SOURCE DATA –
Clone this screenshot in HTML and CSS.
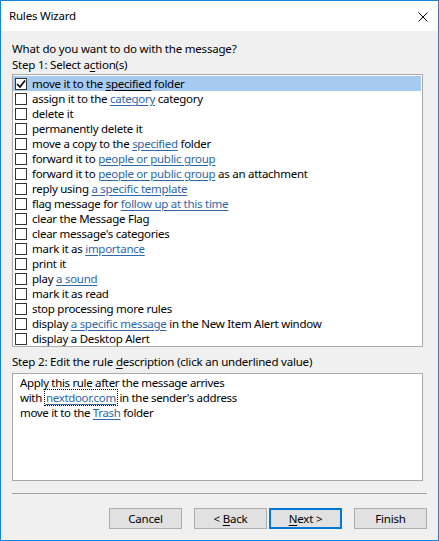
FILE: index.html
```html
<!DOCTYPE html>
<html>
<head>
<meta charset="utf-8">
<title>Rules Wizard</title>
<link rel="stylesheet" href="styles.css">
</head>
<body>
<div class="window">
  <div class="titlebar">
    <span class="title">Rules Wizard</span>
    <svg class="close" width="10" height="10" viewBox="0 0 10 10"><path d="M0.5 0.5L9.5 9.5M9.5 0.5L0.5 9.5" stroke="#000" stroke-width="1" fill="none"/></svg>
  </div>
  <div class="content">
    <div class="prompt">What do you want to do with the message?</div>
    <div class="prompt">Step 1: Select a<u>c</u>tion(s)</div>
    <div class="listbox">
      <div class="row selected"><span class="check"><svg width="10" height="10" viewBox="0 0 10 10"><path d="M1 5L4 8L9 1.5" stroke="#000" stroke-width="1.6" fill="none"/></svg></span><span class="label">move it to the <u>specified</u> folder</span></div>
      <div class="row"><span class="check"></span><span class="label">assign it to the <a>category</a> category</span></div>
      <div class="row"><span class="check"></span><span class="label">delete it</span></div>
      <div class="row"><span class="check"></span><span class="label">permanently delete it</span></div>
      <div class="row"><span class="check"></span><span class="label">move a copy to the <a>specified</a> folder</span></div>
      <div class="row"><span class="check"></span><span class="label">forward it to <a>people or public group</a></span></div>
      <div class="row"><span class="check"></span><span class="label">forward it to <a>people or public group</a> as an attachment</span></div>
      <div class="row"><span class="check"></span><span class="label">reply using <a>a specific template</a></span></div>
      <div class="row"><span class="check"></span><span class="label">flag message for <a>follow up at this time</a></span></div>
      <div class="row"><span class="check"></span><span class="label">clear the Message Flag</span></div>
      <div class="row"><span class="check"></span><span class="label">clear message's categories</span></div>
      <div class="row"><span class="check"></span><span class="label">mark it as <a>importance</a></span></div>
      <div class="row"><span class="check"></span><span class="label">print it</span></div>
      <div class="row"><span class="check"></span><span class="label">play <a>a sound</a></span></div>
      <div class="row"><span class="check"></span><span class="label">mark it as read</span></div>
      <div class="row"><span class="check"></span><span class="label">stop processing more rules</span></div>
      <div class="row"><span class="check"></span><span class="label">display <a>a specific message</a> in the New Item Alert window</span></div>
      <div class="row"><span class="check"></span><span class="label">display a Desktop Alert</span></div>
    </div>
    <div class="step2">Step 2: Edit the rule <u>d</u>escription (click an underlined value)</div>
    <div class="descbox">
      <div class="line">Apply this rule after the message arrives</div>
      <div class="line">with<a class="focus">nextdoor.com</a> in the sender's address</div>
      <div class="line">move it to the <a>Trash</a> folder</div>
    </div>
    <div class="separator"></div>
    <div class="buttons">
      <button class="btn">Cancel</button>
      <button class="btn">&lt; <u>B</u>ack</button>
      <button class="btn next default"><u>N</u>ext &gt;</button>
      <button class="btn">Finish</button>
    </div>
  </div>
</div>
</body>
</html>
```
FILE: styles.css
```css
html, body {
  margin: 0;
  padding: 0;
  background: #f0f0f0;
}
body {
  font-family: "Noto Sans", "Open Sans", sans-serif;
  font-size: 11.5px;
  letter-spacing: -0.2px;
  color: #000;
}
.window {
  width: 439px;
  height: 541px;
  box-sizing: border-box;
  border: 1px solid #1883d7;
  background: #f0f0f0;
  display: flex;
  flex-direction: column;
}
.titlebar {
  height: 30px;
  flex: none;
  background: #fff;
  display: flex;
  align-items: center;
  justify-content: space-between;
  padding: 0 10px 0 8px;
}
.title {
  line-height: 16px;
}
.close {
  display: block;
  margin-top: 1px;
}
.content {
  padding: 10px 11px 0 11px;
}
.prompt {
  line-height: 16px;
  white-space: nowrap;
}
u {
  text-decoration: underline;
  text-underline-offset: 2px;
}
a {
  color: #2e66a6;
  text-decoration: underline;
  text-underline-offset: 2px;
  cursor: pointer;
}
.listbox {
  margin: 1px 4px 0 0;
  height: 273px;
  box-sizing: border-box;
  border: 1px solid #a9a9a9;
  background: #fff;
  padding: 1px 1px 0 0;
  overflow: hidden;
}
.row {
  height: 15px;
  display: flex;
  align-items: center;
}
.row.selected {
  background: #a6caf0;
}
.label {
  white-space: nowrap;
  line-height: 15px;
  letter-spacing: -0.27px;
}
.check {
  width: 12px;
  height: 12px;
  box-sizing: border-box;
  border: 1px solid #333;
  background: #fff;
  margin: 0 5px 0 2px;
  flex: none;
  display: flex;
  align-items: center;
  justify-content: center;
}
.check svg {
  display: block;
}
.step2 {
  margin-top: 7px;
  line-height: 16px;
  white-space: nowrap;
}
.descbox {
  margin: 3px 4px 0 0;
  height: 108px;
  box-sizing: border-box;
  border: 1px solid #a9a9a9;
  background: #fff;
  padding: 1px 7px;
}
.line {
  line-height: 15px;
  white-space: nowrap;
  letter-spacing: -0.33px;
}
.focus {
  outline: 1px dotted #000;
  outline-offset: 0;
  padding: 0 1px;
  margin-left: 3px;
}
.separator {
  margin-top: 12px;
  border-top: 1px solid #a0a0a0;
}
.buttons {
  margin-top: 14px;
  display: flex;
  justify-content: flex-end;
}
.btn {
  width: 73px;
  height: 21px;
  box-sizing: border-box;
  border: 1px solid #adadad;
  background: #e1e1e1;
  font-family: inherit;
  font-size: 11.5px;
  letter-spacing: -0.2px;
  color: #000;
  padding: 0;
  margin: 0 0 0 12px;
  line-height: 17px;
}
.btn.next {
  margin-left: 2px;
}
.btn.default {
  border: 2px solid #0078d7;
}
```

WRITTEN PROBLEM – Pull out all lines containing "this".

COMPLETED TASK –
Clone this screenshot in HTML and CSS.
      <div class="row"><span class="check"></span><span class="label">flag message for <a>follow up at this time</a></span></div>
      <div class="line">Apply this rule after the message arrives</div>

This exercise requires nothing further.